* **Task brief**
Return the material word for word. Do not include the pictures.

━━━━━ Provided material

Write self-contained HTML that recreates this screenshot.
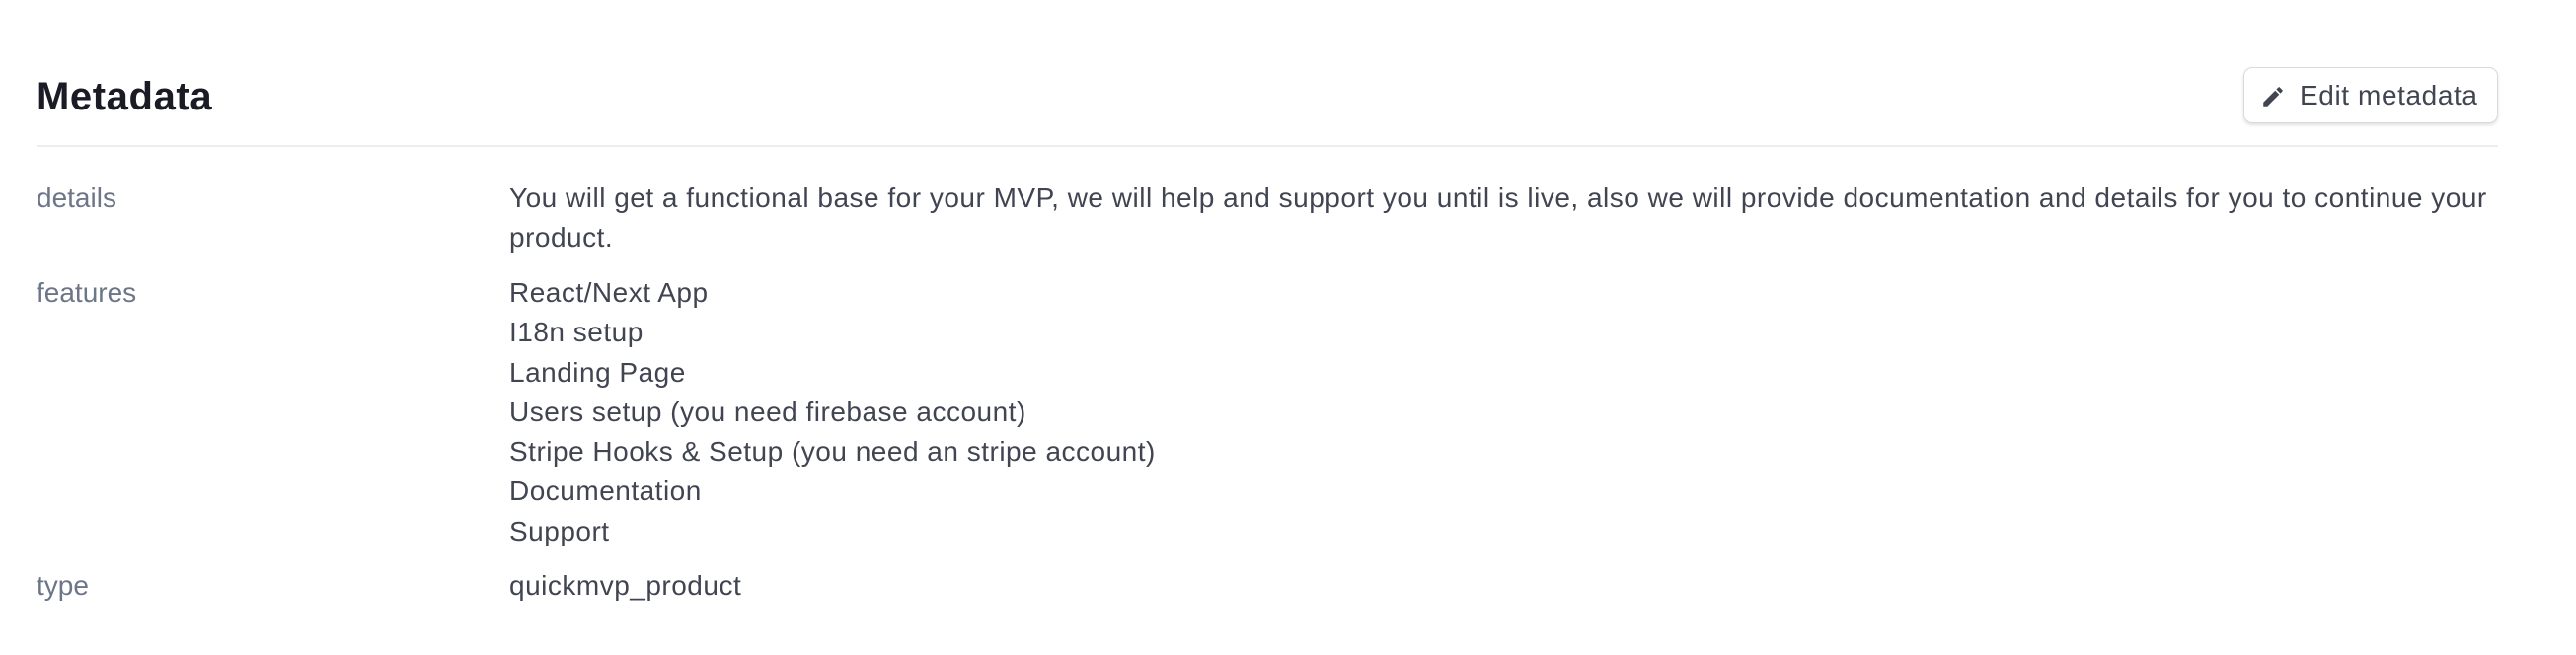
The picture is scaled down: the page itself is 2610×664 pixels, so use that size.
<!DOCTYPE html>
<html><head><meta charset="utf-8"><style>
html,body{margin:0;padding:0;background:#fff;width:2610px;height:664px;overflow:hidden;font-family:"Liberation Sans",sans-serif;}
h1{position:absolute;left:37px;top:75px;margin:0;font-size:40px;font-weight:bold;color:#1a1b25;line-height:46px;letter-spacing:0.6px;}
.sep{position:absolute;left:37px;top:147px;width:2494px;height:2px;background:#ebeef1;}
.btn{position:absolute;left:2273px;top:68px;width:256px;height:55px;border:1px solid #d5dbe1;border-radius:9px;box-shadow:0 2px 3px rgba(0,0,0,.12);background:#fff;}
.btn span{position:absolute;left:56px;top:12px;font-size:28px;color:#414552;line-height:32px;letter-spacing:0.6px;}
.btn svg{position:absolute;left:16px;top:16px;}
.lab{position:absolute;left:37px;font-size:28px;line-height:40px;color:#6c7688;}
.val{position:absolute;left:516px;font-size:28px;line-height:40.3px;color:#414552;white-space:nowrap;letter-spacing:0.5px;}
</style></head><body>
<h1>Metadata</h1>
<div class="btn"><svg width="26" height="26" viewBox="0 0 24 24"><path fill="#414552" d="M3 17.25V21h3.75L17.81 9.94l-3.75-3.75L3 17.25zM20.71 7.04a1 1 0 0 0 0-1.41l-2.34-2.34a1 1 0 0 0-1.41 0l-1.83 1.83 3.75 3.75 1.83-1.83z"/></svg><span>Edit metadata</span></div>
<div class="sep"></div>
<div class="lab" style="top:181px">details</div>
<div class="val" style="top:181px">You will get a functional base for your MVP, we will help and support you until is live, also we will provide documentation and details for you to continue your<br>product.</div>
<div class="lab" style="top:277px">features</div>
<div class="val" style="top:277px">React/Next App<br>I18n setup<br>Landing Page<br>Users setup (you need firebase account)<br>Stripe Hooks &amp; Setup (you need an stripe account)<br>Documentation<br>Support</div>
<div class="lab" style="top:574px">type</div>
<div class="val" style="top:574px">quickmvp_product</div>
</body></html>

━━━━━━━━━━

* **Answer to the exercise**
Write self-contained HTML that recreates this screenshot.
The picture is scaled down: the page itself is 2610×664 pixels, so use that size.
<!DOCTYPE html>
<html><head><meta charset="utf-8"><style>
html,body{margin:0;padding:0;background:#fff;width:2610px;height:664px;overflow:hidden;font-family:"Liberation Sans",sans-serif;}
h1{position:absolute;left:37px;top:75px;margin:0;font-size:40px;font-weight:bold;color:#1a1b25;line-height:46px;letter-spacing:0.6px;}
.sep{position:absolute;left:37px;top:147px;width:2494px;height:2px;background:#ebeef1;}
.btn{position:absolute;left:2273px;top:68px;width:256px;height:55px;border:1px solid #d5dbe1;border-radius:9px;box-shadow:0 2px 3px rgba(0,0,0,.12);background:#fff;}
.btn span{position:absolute;left:56px;top:12px;font-size:28px;color:#414552;line-height:32px;letter-spacing:0.6px;}
.btn svg{position:absolute;left:16px;top:16px;}
.lab{position:absolute;left:37px;font-size:28px;line-height:40px;color:#6c7688;}
.val{position:absolute;left:516px;font-size:28px;line-height:40.3px;color:#414552;white-space:nowrap;letter-spacing:0.5px;}
</style></head><body>
<h1>Metadata</h1>
<div class="btn"><svg width="26" height="26" viewBox="0 0 24 24"><path fill="#414552" d="M3 17.25V21h3.75L17.81 9.94l-3.75-3.75L3 17.25zM20.71 7.04a1 1 0 0 0 0-1.41l-2.34-2.34a1 1 0 0 0-1.41 0l-1.83 1.83 3.75 3.75 1.83-1.83z"/></svg><span>Edit metadata</span></div>
<div class="sep"></div>
<div class="lab" style="top:181px">details</div>
<div class="val" style="top:181px">You will get a functional base for your MVP, we will help and support you until is live, also we will provide documentation and details for you to continue your<br>product.</div>
<div class="lab" style="top:277px">features</div>
<div class="val" style="top:277px">React/Next App<br>I18n setup<br>Landing Page<br>Users setup (you need firebase account)<br>Stripe Hooks &amp; Setup (you need an stripe account)<br>Documentation<br>Support</div>
<div class="lab" style="top:574px">type</div>
<div class="val" style="top:574px">quickmvp_product</div>
</body></html>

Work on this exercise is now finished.